In my worldview, everything from climate to culture arises from the interdependent nature of all things. Why should the reading process be any different? In fact, it isn’t. One of the many fascinating aspects of the act of reading is how holistic and emergent the process is. Breaking it apart helps us understand how it works but only when we consider it as a whole can we see its true nature.
 
Kilpatrick’s Intervention Trio
Reading disabilities expert David Kilpatrick references the interconnectedness of reading components in his 2015 book, The Essentials of Assessing, Preventing, and Overcoming Reading Difficulties, where he points out how all intervention approaches that lead to highly successful reading outcomes (i.e., weak readers gaining word reading skills at accelerated rates) have three things in common:
  1. They aggressively address and correct students’ phonological awareness difficulties and teach phonological awareness to an advanced level.

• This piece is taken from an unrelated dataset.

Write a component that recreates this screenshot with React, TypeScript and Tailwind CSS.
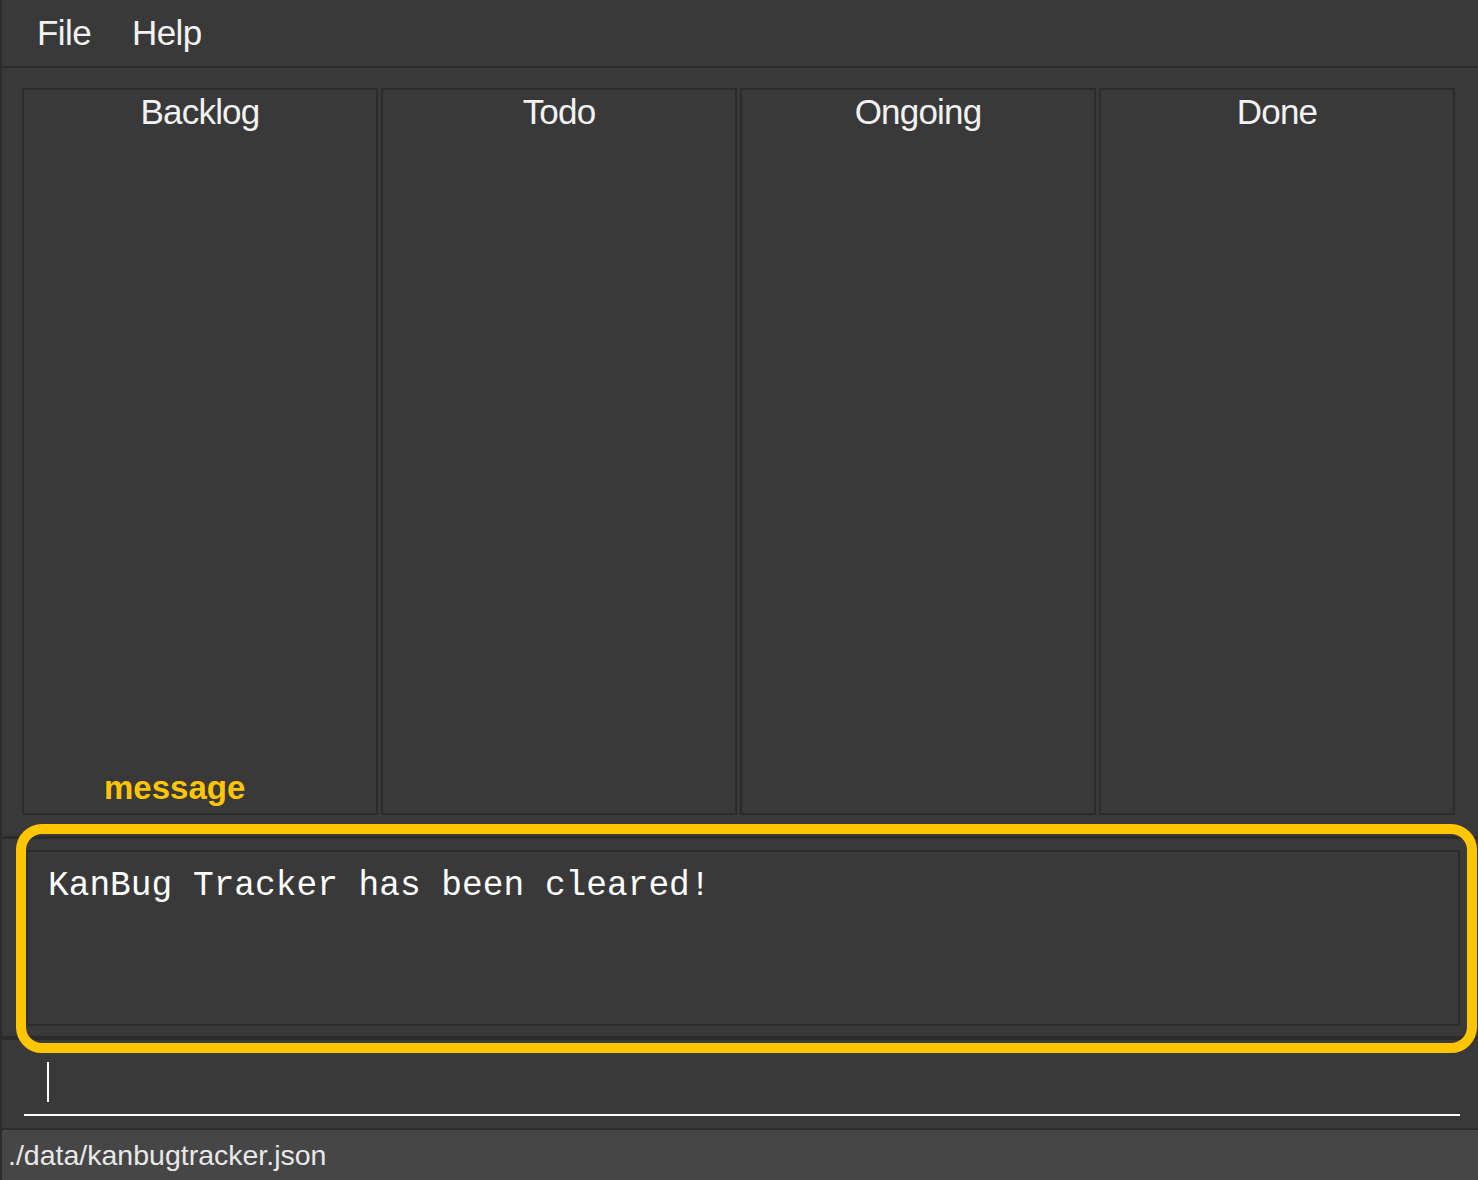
const columns = ["Backlog", "Todo", "Ongoing", "Done"];

const App = () => {
  return (
    <div
      className="relative flex h-[1180px] w-[1478px] flex-col overflow-hidden border-l-2 border-[#2c2c2c] bg-[#393939] text-[#f2f2f2]"
      style={{ fontFamily: '"Liberation Sans", Arial, sans-serif' }}
    >
      {/* Menu bar */}
      <div className="flex h-[68px] shrink-0 items-center gap-[41px] border-b-2 border-[#2c2c2c] pl-[35px] text-[35px] tracking-[-0.6px]">
        <span>File</span>
        <span>Help</span>
      </div>

      {/* Kanban columns */}
      <div className="grid shrink-0 grid-cols-4 gap-[3px] pb-[21px] pl-[20px] pr-[23px] pt-[20px]">
        {columns.map((name) => (
          <div key={name} className="h-[727px] border-2 border-[#2c2c2c]">
            <div className="pt-[2px] text-center text-[35px] leading-[40px] tracking-[-0.8px]">{name}</div>
          </div>
        ))}
      </div>

      {/* Result display */}
      <div className="shrink-0 border-t-[3px] border-[#2c2c2c] pb-[10px] pl-[24px] pr-[18px] pt-[11px]">
        <div
          className="h-[176px] border-2 border-[#2c2c2c] pl-[20px] pt-[14px] text-[34.5px] leading-[40px] text-white"
          style={{ fontFamily: '"Liberation Mono", "Courier New", monospace' }}
        >
          KanBug Tracker has been cleared!
        </div>
      </div>

      {/* Command box */}
      <div className="flex-1 border-t-4 border-[#2c2c2c] pl-[22px] pr-[18px] pt-[22px]">
        <div className="ml-[23px] h-[40px] w-[2px] bg-white" />
        <div className="mt-[12px] h-[2px] bg-white" />
      </div>

      {/* Status bar */}
      <div className="flex h-[52px] shrink-0 items-center border-t-2 border-[#2c2c2c] bg-[#464646] pl-[6px] text-[28.5px] text-[#e8e8e8]">
        ./data/kanbugtracker.json
      </div>

      {/* Annotation overlay */}
      <div className="absolute left-[102px] top-[763px] text-[33px] font-bold text-[#ffc600]">message</div>
      <div className="absolute left-[14px] top-[824px] h-[229px] w-[1461px] rounded-[26px] border-[10px] border-[#ffc600]" />
    </div>
  );
};

export default App;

  2. They provide phonic decoding instruction and/or reinforcement.
  3. They provide students with ample opportunities to apply these developing skills to reading connected text. 
 
Restating Kilpatrick for the Classroom
If Kilpatrick’s trio is capable of accelerating low-achieving readers to the point where they can catch their typically achieving peers, it stands to reason the trio is also capable of preventing reading difficulties from occurring in the first place. Reading researchers Barbara Foorman and Joe Torgesen say this very thing: “The components of effective reading instruction are the same whether the focus is prevention or intervention” (2001, p. 203).
 
I have restated and slightly expanded Kilpatrick’s list into three general instructional practices. For me, they are guideposts for teaching reading in any primary grade classroom:
  1. Teach phonological awareness to an advanced level. Teach it to all students in the earliest grades; teach it to those who need it in the upper grades but here quickly connect it to phonics and spelling.
  2. Directly, explicitly, and systematically teach phonic and spelling patterns to a point of mastery, kindergarten through fifth grade, and possibly beyond.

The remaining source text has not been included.